**Exercise objective**
Identify the lines that contain the string "TypeScript", then copy each of them.

**Provided data**
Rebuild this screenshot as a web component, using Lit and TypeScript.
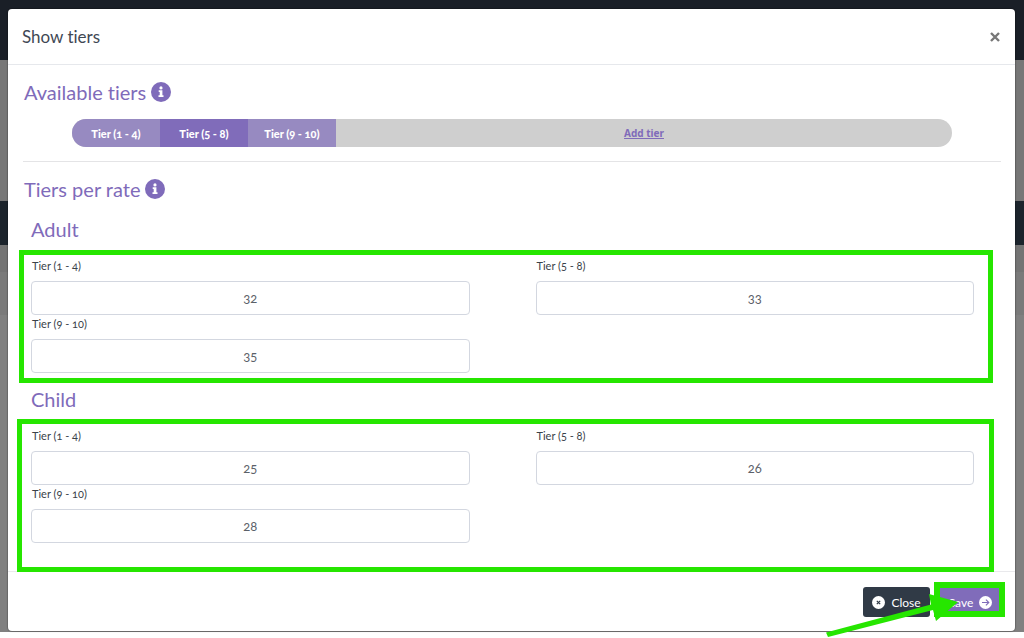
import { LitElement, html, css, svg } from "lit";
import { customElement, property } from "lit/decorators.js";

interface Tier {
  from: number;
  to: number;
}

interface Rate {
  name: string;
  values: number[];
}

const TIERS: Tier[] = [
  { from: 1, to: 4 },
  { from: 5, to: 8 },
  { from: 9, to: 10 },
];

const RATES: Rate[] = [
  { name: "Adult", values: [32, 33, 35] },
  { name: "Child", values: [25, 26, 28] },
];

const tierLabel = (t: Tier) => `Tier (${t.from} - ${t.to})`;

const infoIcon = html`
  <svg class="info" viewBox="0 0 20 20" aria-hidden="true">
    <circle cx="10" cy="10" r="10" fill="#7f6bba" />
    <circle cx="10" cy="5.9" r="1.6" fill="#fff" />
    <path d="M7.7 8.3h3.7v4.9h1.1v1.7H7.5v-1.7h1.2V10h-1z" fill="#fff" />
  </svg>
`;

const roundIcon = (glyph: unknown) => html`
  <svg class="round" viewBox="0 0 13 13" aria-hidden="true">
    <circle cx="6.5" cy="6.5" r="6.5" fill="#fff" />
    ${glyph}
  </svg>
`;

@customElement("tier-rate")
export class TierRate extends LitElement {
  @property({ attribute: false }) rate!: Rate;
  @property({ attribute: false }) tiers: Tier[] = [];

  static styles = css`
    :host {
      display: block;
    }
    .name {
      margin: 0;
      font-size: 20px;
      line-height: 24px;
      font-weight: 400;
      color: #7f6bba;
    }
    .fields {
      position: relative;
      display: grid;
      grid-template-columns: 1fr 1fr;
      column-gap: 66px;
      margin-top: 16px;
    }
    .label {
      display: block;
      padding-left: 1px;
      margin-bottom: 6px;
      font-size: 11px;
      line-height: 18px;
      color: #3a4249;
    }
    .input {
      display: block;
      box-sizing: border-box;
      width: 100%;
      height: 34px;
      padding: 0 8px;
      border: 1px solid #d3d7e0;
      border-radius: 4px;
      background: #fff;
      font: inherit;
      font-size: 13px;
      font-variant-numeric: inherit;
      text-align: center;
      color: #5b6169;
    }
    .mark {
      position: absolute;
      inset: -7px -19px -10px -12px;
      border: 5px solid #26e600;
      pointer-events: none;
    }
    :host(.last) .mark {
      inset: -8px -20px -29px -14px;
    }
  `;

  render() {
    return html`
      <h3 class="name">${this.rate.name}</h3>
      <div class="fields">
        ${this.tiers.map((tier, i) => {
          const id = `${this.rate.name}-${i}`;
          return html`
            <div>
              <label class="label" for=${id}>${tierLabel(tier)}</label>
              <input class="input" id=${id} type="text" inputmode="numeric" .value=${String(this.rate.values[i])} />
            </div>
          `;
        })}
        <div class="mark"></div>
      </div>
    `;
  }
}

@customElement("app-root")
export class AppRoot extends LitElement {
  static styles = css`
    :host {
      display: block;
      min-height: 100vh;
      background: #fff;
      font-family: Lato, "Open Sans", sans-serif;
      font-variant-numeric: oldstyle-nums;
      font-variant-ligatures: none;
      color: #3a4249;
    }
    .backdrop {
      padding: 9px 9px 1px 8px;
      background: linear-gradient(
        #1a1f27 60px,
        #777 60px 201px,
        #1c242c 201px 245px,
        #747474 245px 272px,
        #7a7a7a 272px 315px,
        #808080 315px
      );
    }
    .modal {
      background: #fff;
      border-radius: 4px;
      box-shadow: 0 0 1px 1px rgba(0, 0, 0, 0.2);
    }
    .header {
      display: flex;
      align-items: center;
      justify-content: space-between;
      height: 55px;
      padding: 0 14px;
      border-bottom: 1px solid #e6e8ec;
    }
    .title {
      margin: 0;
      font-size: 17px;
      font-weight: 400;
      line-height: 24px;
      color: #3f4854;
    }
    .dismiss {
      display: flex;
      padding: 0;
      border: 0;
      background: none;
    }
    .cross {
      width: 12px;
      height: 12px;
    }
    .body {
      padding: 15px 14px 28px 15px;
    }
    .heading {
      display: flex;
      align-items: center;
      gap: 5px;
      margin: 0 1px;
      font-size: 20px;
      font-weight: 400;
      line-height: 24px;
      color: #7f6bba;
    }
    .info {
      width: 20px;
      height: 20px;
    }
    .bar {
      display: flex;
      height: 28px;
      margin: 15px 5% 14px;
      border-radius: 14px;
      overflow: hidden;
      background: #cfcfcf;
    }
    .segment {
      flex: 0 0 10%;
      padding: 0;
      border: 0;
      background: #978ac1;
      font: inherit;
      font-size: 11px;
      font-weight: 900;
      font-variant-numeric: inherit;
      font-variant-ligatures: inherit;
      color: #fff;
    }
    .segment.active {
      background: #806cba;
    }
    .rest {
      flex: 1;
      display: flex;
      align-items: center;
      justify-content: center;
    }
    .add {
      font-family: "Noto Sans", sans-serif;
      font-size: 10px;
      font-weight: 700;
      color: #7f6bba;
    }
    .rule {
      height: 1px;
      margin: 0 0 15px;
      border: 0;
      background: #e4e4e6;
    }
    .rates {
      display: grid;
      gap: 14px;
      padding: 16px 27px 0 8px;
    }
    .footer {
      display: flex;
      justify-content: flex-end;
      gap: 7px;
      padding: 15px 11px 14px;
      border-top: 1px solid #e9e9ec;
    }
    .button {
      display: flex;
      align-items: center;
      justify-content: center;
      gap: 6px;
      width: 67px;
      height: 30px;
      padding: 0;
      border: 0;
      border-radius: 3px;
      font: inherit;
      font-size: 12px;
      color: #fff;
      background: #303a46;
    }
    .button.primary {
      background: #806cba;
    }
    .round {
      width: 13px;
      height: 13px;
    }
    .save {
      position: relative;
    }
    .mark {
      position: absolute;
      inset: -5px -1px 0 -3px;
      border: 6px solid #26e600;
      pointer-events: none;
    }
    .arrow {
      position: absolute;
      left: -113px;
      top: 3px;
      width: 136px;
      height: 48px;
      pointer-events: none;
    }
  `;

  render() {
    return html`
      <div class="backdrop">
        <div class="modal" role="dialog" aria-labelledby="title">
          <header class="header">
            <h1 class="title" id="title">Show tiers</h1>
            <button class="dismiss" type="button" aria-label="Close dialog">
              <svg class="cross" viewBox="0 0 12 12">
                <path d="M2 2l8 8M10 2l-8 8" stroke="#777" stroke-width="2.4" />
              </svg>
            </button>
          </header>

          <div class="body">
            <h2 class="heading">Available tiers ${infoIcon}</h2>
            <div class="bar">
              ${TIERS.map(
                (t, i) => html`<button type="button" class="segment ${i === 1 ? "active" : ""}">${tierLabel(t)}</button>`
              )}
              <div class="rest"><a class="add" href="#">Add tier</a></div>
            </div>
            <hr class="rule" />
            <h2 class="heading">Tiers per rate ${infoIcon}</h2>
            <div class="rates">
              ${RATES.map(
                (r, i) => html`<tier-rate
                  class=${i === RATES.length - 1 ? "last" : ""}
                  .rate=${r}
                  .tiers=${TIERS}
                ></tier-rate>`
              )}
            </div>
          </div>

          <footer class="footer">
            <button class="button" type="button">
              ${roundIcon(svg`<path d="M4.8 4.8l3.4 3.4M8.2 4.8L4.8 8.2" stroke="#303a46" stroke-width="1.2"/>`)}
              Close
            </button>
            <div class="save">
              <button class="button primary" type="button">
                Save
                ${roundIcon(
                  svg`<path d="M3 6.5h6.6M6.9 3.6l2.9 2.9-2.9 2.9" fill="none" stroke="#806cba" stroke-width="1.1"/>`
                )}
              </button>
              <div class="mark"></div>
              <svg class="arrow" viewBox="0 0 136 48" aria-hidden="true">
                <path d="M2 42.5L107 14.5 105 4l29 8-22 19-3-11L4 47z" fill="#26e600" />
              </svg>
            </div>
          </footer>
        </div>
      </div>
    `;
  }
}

==

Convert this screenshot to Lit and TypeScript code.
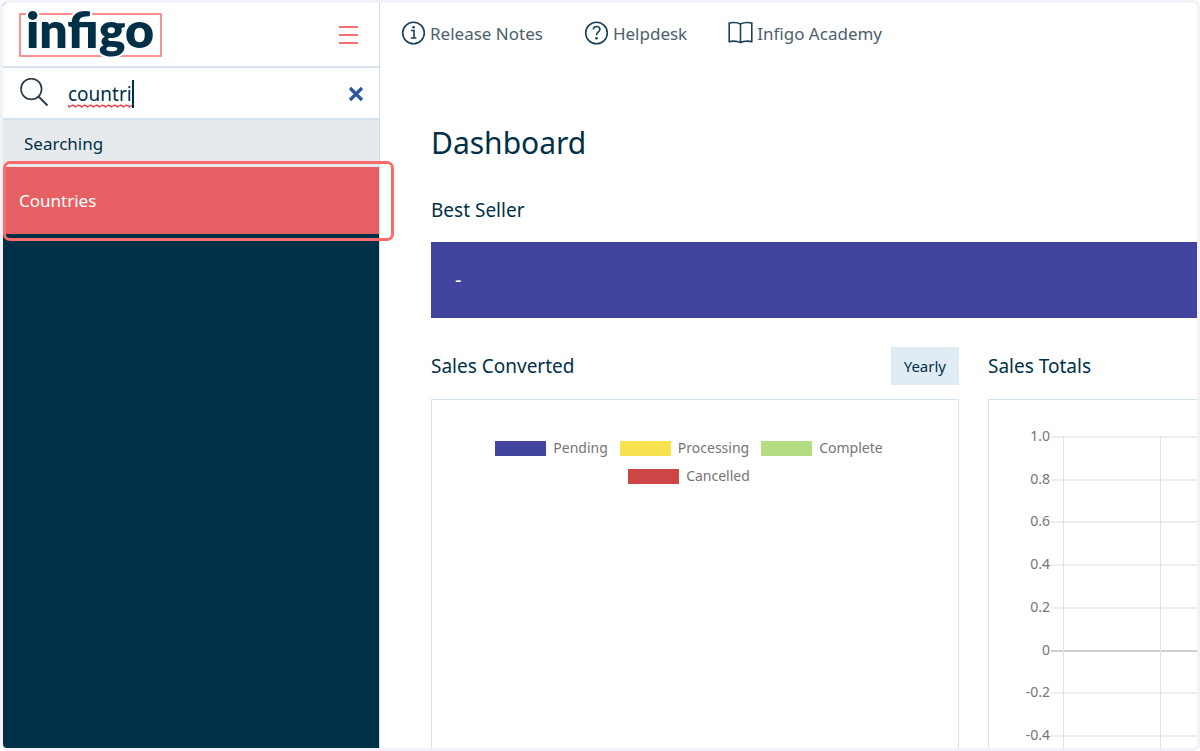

**Complete answer**
Rebuild this screenshot as a web component, using Lit and TypeScript.
Convert this screenshot to Lit and TypeScript code.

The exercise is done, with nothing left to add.